Another way to express this notion is in the phrase "as above, so below."  Important to alchemical traditions, this phrase emphasizes the parallelism of the cosmic and the personal.

What does this mean for the setting of the Invisible Sun and adventures/stories told within it?  The most important implication seems to be that the Path of Suns represents operations at two levels.  It refers to a greater geography of planes as well as the parts of an individual character (probably more the character's soul, "essence", or personality than physical parts of her/his body).  Moving through the parts of a character's path is parallel to movement through the various worlds.

This may create interesting opportunities for storytelling.  If the individual reflects the greater cosmos (and vice versa), a personal story is a cosmic story.  A personal imbalance may create a universal imbalance.  The destruction of a person reflects the destruction of a cosmos.  There are no "small" stories.  At the very least, the waxing and waning of the various suns are likely to affect characters in direct and personal ways.

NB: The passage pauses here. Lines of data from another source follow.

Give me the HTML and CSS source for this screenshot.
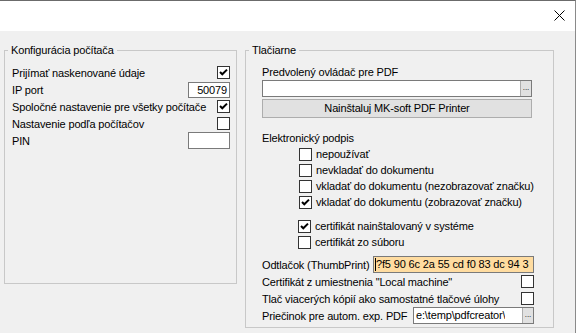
FILE: index.html
```html
<!DOCTYPE html>
<html lang="sk">
<head>
  <meta charset="UTF-8" />
  <title>Nastavenia</title>
  <link rel="stylesheet" href="styles.css">
</head>
<body>
  <div class="window">
    <div class="titlebar">
      <svg class="close" width="11" height="11" viewBox="0 0 11 11">
        <path d="M0.5 0.5 L10.5 10.5 M10.5 0.5 L0.5 10.5" stroke="#000" stroke-width="1" fill="none"/>
      </svg>
    </div>

    <div class="content">
      <fieldset class="group group-pc">
        <legend>Konfigurácia počítača</legend>
        <div class="row">
          <span>Prijímať naskenované údaje</span>
          <span class="check"><svg width="11" height="11" viewBox="0 0 11 11"><path d="M2 5 L4.3 7.3 L9 2.6" stroke="#000" stroke-width="2" fill="none"/></svg></span>
        </div>
        <div class="row">
          <span>IP port</span>
          <span class="field">50079</span>
        </div>
        <div class="row">
          <span>Spoločné nastavenie pre všetky počítače</span>
          <span class="check"><svg width="11" height="11" viewBox="0 0 11 11"><path d="M2 5 L4.3 7.3 L9 2.6" stroke="#000" stroke-width="2" fill="none"/></svg></span>
        </div>
        <div class="row">
          <span>Nastavenie podľa počítačov</span>
          <span class="check"></span>
        </div>
        <div class="row">
          <span>PIN</span>
          <span class="field field-tall"></span>
        </div>
      </fieldset>

      <fieldset class="group group-print">
        <legend>Tlačiarne</legend>
        <div class="label">Predvolený ovládač pre PDF</div>
        <div class="combo">
          <span class="dots">...</span>
        </div>
        <div class="button">Nainštaluj MK-soft PDF Printer</div>

        <div class="sign-title">Elektronický podpis</div>
        <div class="opts">
          <div class="opt"><span class="check"></span><span>nepoužívať</span></div>
          <div class="opt"><span class="check"></span><span>nevkladať do dokumentu</span></div>
          <div class="opt"><span class="check"></span><span>vkladať do dokumentu (nezobrazovať značku)</span></div>
          <div class="opt"><span class="check"><svg width="11" height="11" viewBox="0 0 11 11"><path d="M2 5 L4.3 7.3 L9 2.6" stroke="#000" stroke-width="2" fill="none"/></svg></span><span>vkladať do dokumentu (zobrazovať značku)</span></div>
        </div>
        <div class="opts opts-cert">
          <div class="opt"><span class="check"><svg width="11" height="11" viewBox="0 0 11 11"><path d="M2 5 L4.3 7.3 L9 2.6" stroke="#000" stroke-width="2" fill="none"/></svg></span><span>certifikát nainštalovaný v systéme</span></div>
          <div class="opt"><span class="check"></span><span>certifikát zo súboru</span></div>
        </div>

        <div class="bottom">
          <div class="row">
            <span>Odtlačok (ThumbPrint)</span>
            <span class="thumb"><span class="caret"></span>?f5 90 6c 2a 55 cd f0 83 dc 94 3</span>
          </div>
          <div class="row">
            <span>Certifikát z umiestnenia "Local machine"</span>
            <span class="check"></span>
          </div>
          <div class="row">
            <span>Tlač viacerých kópií ako samostatné tlačové úlohy</span>
            <span class="check"></span>
          </div>
          <div class="row">
            <span>Priečinok pre autom. exp. PDF</span>
            <span class="path"><span class="path-text">e:\temp\pdfcreator\</span><span class="dots">...</span></span>
          </div>
        </div>
      </fieldset>
    </div>
  </div>
</body>
</html>
```

FILE: styles.css
```css
* {
  box-sizing: border-box;
}
body {
  margin: 0;
  font-family: "Liberation Sans", Arial, sans-serif;
  font-size: 11px;
  letter-spacing: -0.15px;
  color: #000;
  background: #f0f0f0;
}
.window {
  width: 576px;
  height: 333px;
  background: #f0f0f0;
  border-top: 1px solid #6b6b6b;
  border-right: 1px solid #8a8a8a;
  overflow: hidden;
}
.titlebar {
  height: 30px;
  background: #fff;
  display: flex;
  justify-content: flex-end;
  align-items: flex-start;
  padding: 9px 10px 0 0;
}
.close {
  display: block;
}
.content {
  display: flex;
  align-items: flex-start;
  gap: 8px;
  padding: 13px 0 0 4px;
}
fieldset {
  margin: 0;
  min-width: 0;
  border: 1px solid #c8c8c8;
}
legend {
  padding: 0 3px;
  line-height: 13px;
}
.group-pc {
  width: 233px;
  height: 240px;
  padding: 7px 6px 0 7px;
}
.group-pc legend {
  margin-left: -4px;
}
.group-print {
  width: 309px;
  height: 284px;
  padding: 7px 19px 0 16px;
}
.group-print legend {
  margin-left: -13px;
}
.row {
  display: flex;
  align-items: center;
  justify-content: space-between;
  height: 17px;
  white-space: nowrap;
}
.check {
  width: 13px;
  height: 13px;
  flex: none;
  border: 1px solid #333;
  background: #fff;
}
.check svg {
  display: block;
}
.field {
  width: 42px;
  height: 16px;
  border: 1px solid #7a7a7a;
  background: #fff;
  text-align: right;
  padding: 0 2px;
  line-height: 14px;
}
.field-tall {
  height: 17px;
}
.label {
  height: 16px;
  line-height: 16px;
}
.combo {
  display: flex;
  width: 270px;
  height: 17px;
  border: 1px solid #7a7a7a;
  background: #fff;
}
.dots {
  margin-left: auto;
  width: 11px;
  flex: none;
  background: #e1e1e1;
  border-left: 1px solid #adadad;
  font-size: 8px;
  letter-spacing: 0;
  line-height: 13px;
  text-align: center;
}
.button {
  margin-top: 2px;
  width: 270px;
  height: 19px;
  border: 1px solid #adadad;
  background: #e1e1e1;
  text-align: center;
  line-height: 17px;
}
.sign-title {
  margin-top: 12px;
  line-height: 16px;
}
.opts {
  padding-left: 37px;
}
.opts-cert {
  margin-top: 8px;
  padding-left: 36px;
}
.opt {
  display: flex;
  align-items: center;
  gap: 4px;
  height: 16px;
  white-space: nowrap;
}
.bottom {
  margin-top: 6px;
}
.thumb {
  width: 161px;
  height: 17px;
  border: 1px solid #7a7a7a;
  background: #ffdca0;
  overflow: hidden;
  white-space: nowrap;
  padding-left: 1px;
  line-height: 15px;
  display: flex;
  align-items: center;
}
.caret {
  width: 1px;
  height: 13px;
  background: #000;
  flex: none;
}
.path {
  display: flex;
  width: 121px;
  height: 17px;
  border: 1px solid #7a7a7a;
  background: #fff;
}
.path-text {
  padding-left: 2px;
  line-height: 15px;
  overflow: hidden;
}
```
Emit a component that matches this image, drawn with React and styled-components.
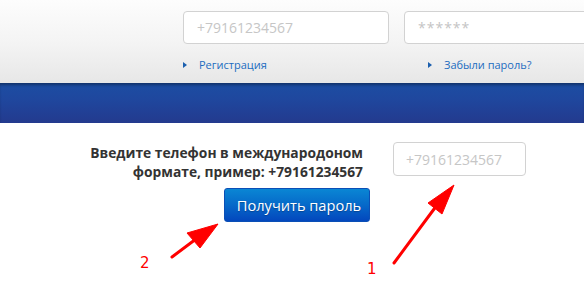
import React from "react";
import styled, { createGlobalStyle } from "styled-components";

const Global = createGlobalStyle`
  html, body { margin: 0; padding: 0; background: #fff; }
  body { font-family: "Open Sans", "Liberation Sans", sans-serif; overflow: hidden; width: 584px; height: 284px; }
  #root { position: relative; width: 584px; height: 284px; overflow: hidden; }
`;

const Header = styled.header`
  height: 83px;
  background: linear-gradient(#fdfdfd 0%, #f4f4f4 50%, #e7e7e7 100%);
  box-sizing: border-box;
  padding: 11px 0 0 183px;
  display: flex;
  flex-direction: column;
  gap: 13px;
`;

const FieldRow = styled.div`
  display: flex;
  gap: 15px;
  width: 700px;
`;

const HeaderInput = styled.input`
  box-sizing: border-box;
  width: 206px;
  height: 33px;
  border: 1px solid #d2d2d2;
  border-radius: 4px;
  background: #fff;
  padding: 0 0 0 13px;
  font-family: "Open Sans", "Liberation Sans", sans-serif;
  font-size: 14px;
  color: #333;
  outline: none;
  &::placeholder { color: ${(p) => (p.$stars ? "#c4c4c4" : "#c6c6c6")}; letter-spacing: ${(p) => (p.$stars ? "1px" : "0")}; }
`;

const LinkRow = styled.div`
  display: flex;
  width: 400px;
`;

const NavLink = styled.a`
  display: flex;
  align-items: center;
  width: ${(p) => p.$w}px;
  font-size: 11px;
  color: #1c6cc0;
  text-decoration: none;
  line-height: 16px;
  &::before {
    content: "";
    display: block;
    width: 0;
    height: 0;
    border-top: 3.5px solid transparent;
    border-bottom: 3.5px solid transparent;
    border-left: 4px solid #1b5fae;
    margin-right: 12px;
  }
`;

const Band = styled.div`
  height: 40px;
  background: linear-gradient(#1c4ea3 0%, #1f479e 40%, #233a8e 100%);
  box-shadow: inset 0 3px 3px -1px rgba(0, 0, 0, 0.35);
`;

const Content = styled.main`
  display: flex;
  align-items: flex-start;
  padding-top: 20px;
`;

const LeftCol = styled.div`
  width: 370px;
  display: flex;
  flex-direction: column;
  align-items: flex-end;
  gap: 7px;
`;

const Prompt = styled.p`
  margin: 0;
  padding-right: 7px;
  text-align: right;
  font-weight: 700;
  font-size: 13.8px;
  line-height: 19px;
  color: #333;
`;

const Button = styled.button`
  box-sizing: border-box;
  width: 146px;
  height: 34px;
  border: 1px solid #0b4fb6;
  border-radius: 3px;
  background: linear-gradient(#0a86d4 0%, #0669c9 50%, #0347bd 100%);
  color: #fff;
  font-family: "Open Sans", "Liberation Sans", sans-serif;
  font-size: 14.6px;
  padding: 0 0 0 4px;
  text-shadow: 0 1px 1px rgba(0, 0, 0, 0.25);
`;

const PhoneInput = styled(HeaderInput)`
  width: 133px;
  height: 34px;
  margin-left: 23px;
  margin-top: -1px;
  padding-left: 12px;
`;

const Overlay = styled.svg`
  position: absolute;
  left: 0;
  top: 0;
  pointer-events: none;
`;

const Label = styled.span`
  position: absolute;
  left: ${(p) => p.$x}px;
  top: ${(p) => p.$y}px;
  font-family: "DejaVu Sans", "Liberation Sans", sans-serif;
  font-size: 15px;
  color: #f00;
  line-height: 1;
`;

export default function App() {
  return (
    <>
      <Global />
      <Header>
        <FieldRow>
          <HeaderInput placeholder="+79161234567" />
          <HeaderInput $stars placeholder="******" />
        </FieldRow>
        <LinkRow>
          <NavLink href="#" $w={245}>Регистрация</NavLink>
          <NavLink href="#" $w={150}>Забыли пароль?</NavLink>
        </LinkRow>
      </Header>
      <Band />
      <Content>
        <LeftCol>
          <Prompt>
            Введите телефон в международоном
            <br />
            формате, пример: +79161234567
          </Prompt>
          <Button>Получить пароль</Button>
        </LeftCol>
        <PhoneInput placeholder="+79161234567" />
      </Content>
      <Overlay width="584" height="284" viewBox="0 0 584 284">
        <g fill="#f00" stroke="#f00">
          <line x1="394" y1="263" x2="440" y2="201" strokeWidth="3" strokeLinecap="round" />
          <polygon points="454,185 428,203 442,214" strokeWidth="1" />
          <line x1="172" y1="257" x2="204" y2="233" strokeWidth="3" strokeLinecap="round" />
          <polygon points="218,224 187,233 200,248" strokeWidth="1" />
        </g>
      </Overlay>
      <Label $x={367} $y={262}>1</Label>
      <Label $x={140} $y={256}>2</Label>
    </>
  );
}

The mechanics may (I just guessing here - I have no more information about the game than anyone else) similarly allow for influences that reflect cosmic and personal influence.  A card from the sooth deck may indicate either a development at the personal or the cosmic level.  The same card may even have different interpretations at each level -- but reflect a connection between the two.

This view of microcosm has some connection to surrealism as well.  A common theme of surrealism is to play with scale -- including elements much larger than they are expected to be (or much smaller), etc..  The use of microcosm in the Path of Suns suggests that our stories can play with scale to a degree difficult in many other games or settings.  The game may accommodate both stories of personal discovery and cosmic secrets -- and may let us switch between them.